The most interesting subcategory I’ll be discussing here is the six SARs that are described as “Sector-Specific Incidents.” This anodyne phrasing likely conceals one of the most underreported aspects of the surveillance state: The fact that Big Oil, Big Ag and Wall Street have their own industry-specific surveillance outfits feeding data to the fusion centers. So-called “ISACs”, or “Information Sharing and Analysis Centers”, are well-funded, often staffed by former intelligence personnel, and completely exempt from FOIA. The partnership of the fusion centers with banks is necessitated by wanting smooth access to everyone’s financial records; but inevitably, it means that banks are assumed to not be targets of fusion center investigation, even though they are much bigger financiers of terrorist groups than the only person demonstrably caught by the phone metadata dragnet so far. In the same way, the new oil and gas industry ISAC group provides a raft of information on environmental activists to the fusion centers, and the IT ISAC performs the same function for IT firms, defense firms and Monsanto. In this way, private firms can socialize the risk that their practices may lead to public outrage, and employ the surveillance state to launder their attempts to deter opposition.

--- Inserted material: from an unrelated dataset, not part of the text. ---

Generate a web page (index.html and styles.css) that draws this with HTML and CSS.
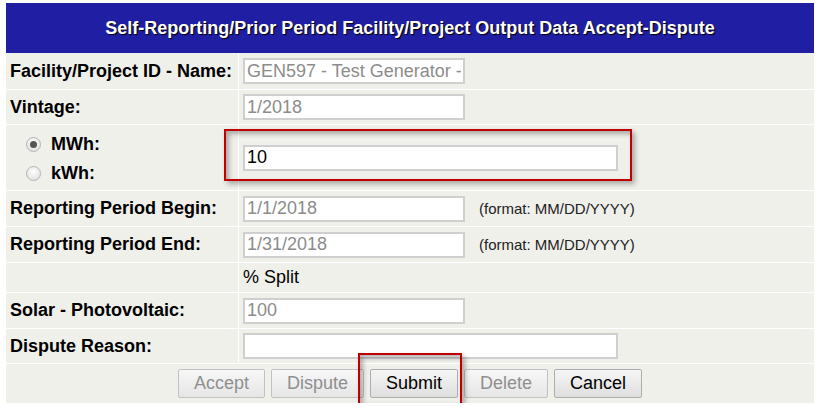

The fusion centers are one expression of a dangerous underlying ideology where private corporations use the fear of terrorism to co-opt the personnel and resources of the state, bolstering profits and insulating members of the elite from prosecution. The revolving door keeps elected officials in line in the hope of a big industry payday on leaving office, and neatly also excludes plebeians from influential positions. The mechanisms of state control – the debt collector, the street stop, the mass surveillance dragnet, and our continual use of war as a first resort – send a message to an increasingly nonwhite plebeian class to keep their heads down and toe the line if they want to keep even an unstable and unrewarding job. The crisis in Ferguson, and the contemptuous refusal to indict, let alone convict, the armed servants of the elite, sends the clear message that plebeian lives aren’t worthy of protection. Like the Marquis de Ste.-Evremonde, they can’t imagine that there will ever be a real penalty to pay for their crimes against the Constitution and the poor. As a lover of history, I venture that they may be incorrect in that belief.

On December 4 there will be a rally of thousands on Boston Common to protest the lack of police accountability, called “Enough Is Enough”. RSVP here.

** The categories are Acquisition of Expertise, Aviation Activity, Breach / Attempted Intrusion, Cyberattack, Eliciting Information, Express or Implied Threat, Materials Acquisition / Storage, Misrepresentation, Observation / Surveillance, Photography, Recruiting, Sabotage / Tampering, Sector-Specific Incident, Testing / Probing Security, Theft / Loss / Diversion, Weapons Discovery, and Other.